Emma Overd was born on 10 Oct 1838 at Portfield in nearby Curry Rivel parish. She was the 4th child (3rd daughter) of Charles Weaver, an agricultural labourer and his wife Elizabeth. Emma’s mother died in 1846 and the children were brought up by their paternal grandmother Rebecca Weaver. Emma could sign her name and must have had some education. Aged 22, she married William Overd, an agricultural labourer on 25 Feb 1860 at Curry Rivel church. They had 9 children, three of whom died young. In 1871 and 1881 they were living at Wick, a hamlet just outside Langport to the west. In 1891 Emma still had 2 sons at home and she was listed as a ‘willow-peeler’. By 1901 census (RG13/2289 f10 p11) Emma was living at Langport Westover in Knapps Lane next door to Susan Trott (widow, 80) and next to her was Edward Trott age 33 and Ellen Trott (née Hutchings) with their 8 children. Emma was 63 by then and the census did not give her any occupation but she was known to have continued her work as a willow stripper at the works nearby.

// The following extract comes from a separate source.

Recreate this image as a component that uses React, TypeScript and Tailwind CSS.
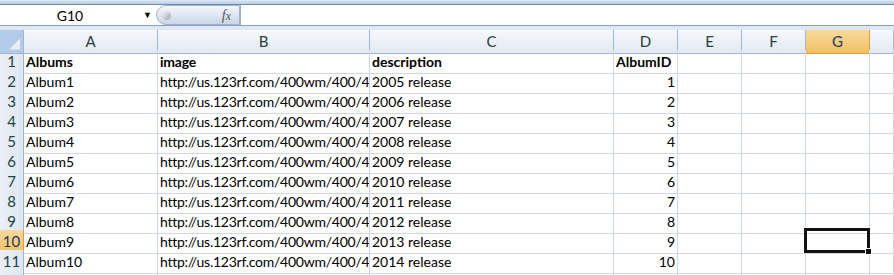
import React from "react";

const columns = ["A", "B", "C", "D", "E", "F", "G", "H"];

const rows: string[][] = [
	["Albums", "image", "description", "AlbumID"],
	...Array.from({ length: 10 }, (_, i) => [
		`Album${i + 1}`,
		"http://us.123rf.com/400wm/400/4",
		`${2005 + i} release`,
		String(i + 1),
	]),
];

const gridCols = "grid grid-cols-[24px_134px_212px_244px_64px_64px_64px_64px_1fr]";

export default function App() {
	return (
		<div
			className="w-[894px] h-[275px] overflow-hidden bg-white text-[14px] text-black"
			style={{ fontFamily: "Lato, 'Noto Sans', sans-serif" }}
		>
			{/* Top band */}
			<div className="h-[4px] bg-gradient-to-b from-[#dbe8f6] to-[#b7cde6]" />
			<div className="h-px bg-[#6f8db3]" />

			{/* Formula bar */}
			<div className="flex h-[20px] items-stretch bg-white">
				<div className="relative flex w-[156px] items-center">
					<span className="w-[140px] text-center text-[14px]">G10</span>
					<span className="absolute left-[143px] top-[5px] text-[9px] leading-none">▼</span>
				</div>
				<div className="relative flex w-[84px] items-center justify-end rounded-l-full border border-[#9fb3cc] bg-gradient-to-b from-[#f4f7fb] to-[#c9d7ea] pr-[8px]">
					<span className="absolute left-[5px] top-[5px] h-[9px] w-[9px] rounded-full bg-gradient-to-br from-[#f5f5f5] to-[#a0a8b4]" />
					<span
						className="text-[14px] italic text-[#555]"
						style={{ fontFamily: "'Liberation Serif', serif" }}
					>
						f<span className="text-[12px]">x</span>
					</span>
				</div>
				<div className="flex-1 border-l border-[#9fb3cc] bg-white" />
			</div>
			<div className="h-px bg-[#8aa0bd]" />
			<div className="h-[4px] bg-[#dfe7f2]" />

			{/* Column headers */}
			<div className={`${gridCols} h-[20px] text-[15px]`}>
				<div className="relative border-r border-b border-[#9eb6ce] bg-[#b3cbe8]">
					<div className="absolute bottom-[3px] right-[3px] h-[11px] w-[11px] bg-[#e6eef8] [clip-path:polygon(100%_0,100%_100%,0_100%)]" />
				</div>
				{columns.map((c) => (
					<div
						key={c}
						className={
							c === "G"
								? "flex items-center justify-center border-r border-b border-[#f29536] bg-gradient-to-b from-[#f9d99f] to-[#f1c15f] text-[#1e395b]"
								: "flex items-center justify-center border-r border-b border-[#9eb6ce] bg-gradient-to-b from-[#f6f8fb] to-[#e2e9f3] text-[#27413e]"
						}
					>
						{c === "H" ? "" : c}
					</div>
				))}
			</div>

			{/* Rows */}
			{rows.map((r, i) => {
				const rowNum = i + 1;
				const active = rowNum === 10;
				return (
					<div key={i} className={`${gridCols} h-[20px]`}>
						<div
							className={
								active
									? "flex items-center justify-center border-r border-b border-[#f29536] bg-gradient-to-b from-[#f9d99f] to-[#f1c15f] text-[15px] text-[#1e395b]"
									: "flex items-center justify-center border-r border-b border-[#9eb6ce] bg-gradient-to-r from-[#eaf0f8] to-[#dde6f1] text-[15px] text-[#27413e]"
							}
						>
							{rowNum}
						</div>
						{columns.map((c, ci) => {
							const v = r[ci] ?? "";
							const bold = i === 0;
							const numeric = ci === 3 && i > 0;
							return (
								<div
									key={c}
									className={`relative flex items-center whitespace-nowrap border-r border-b border-[#d0d7e5] px-[2px] ${
										ci === 1 ? "overflow-hidden tracking-[-0.25px]" : ""
									} ${numeric ? "justify-end" : ""} ${bold ? "font-bold" : ""}`}
								>
									{v}
									{active && c === "G" && (
										<div className="absolute -left-[2px] -top-[2px] -right-px bottom-0 z-10 border-[3px] border-[#111]">
											<div className="absolute -right-[5px] -bottom-[5px] h-[7px] w-[7px] border border-white bg-[#111]" />
										</div>
									)}
								</div>
							);
						})}
					</div>
				);
			})}

			{/* Partial next row */}
			<div className={`${gridCols} h-[20px]`}>
				<div className="border-r border-[#9eb6ce] bg-gradient-to-r from-[#eaf0f8] to-[#dde6f1]" />
				{columns.map((c) => (
					<div key={c} className="border-r border-[#d0d7e5]" />
				))}
			</div>
		</div>
	);
}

Knapps Lane cottages were close to the railway line (100 yards west of the River Parrett) and have now been demolished. In Fox Strangways biography of Sharp (OUP 1933 p36) the story is related that Sharp went to find Emma Overd who had ‘a great reputation as a singer’ and located her outside the pub, when she cried out: ’Lor, girls, here’s my beau come at last’. This apparently shocked the vicar who, with his daughter, was accompanying Sharp. This would not have been Marson, who was unshockable, nor indeed Rev David Ross, vicar of Langport, who only had two young sons to his name. It must have been Rev Joseph Stubbs, vicar of Huish Episcopi, recently widowed but whose adult daughter Ella, aged 24, may have been in attendance.

Emma’s 4th and youngest son William Overd (b1866) was the father of Herbert Overd (b1905), who was interviewed by David Bland in 1974. Herbert told the story that Emma Overd ‘was known to go down every Friday to draw her OAP pension at the Post Office and then call in the Railway Hotel ... if she had half a pint or a pint, she’d sing’. (David Bland Box 6 folder 3).

Emma Overd’s husband William died in 1914 but Emma lived on till June 1928 (aged 89).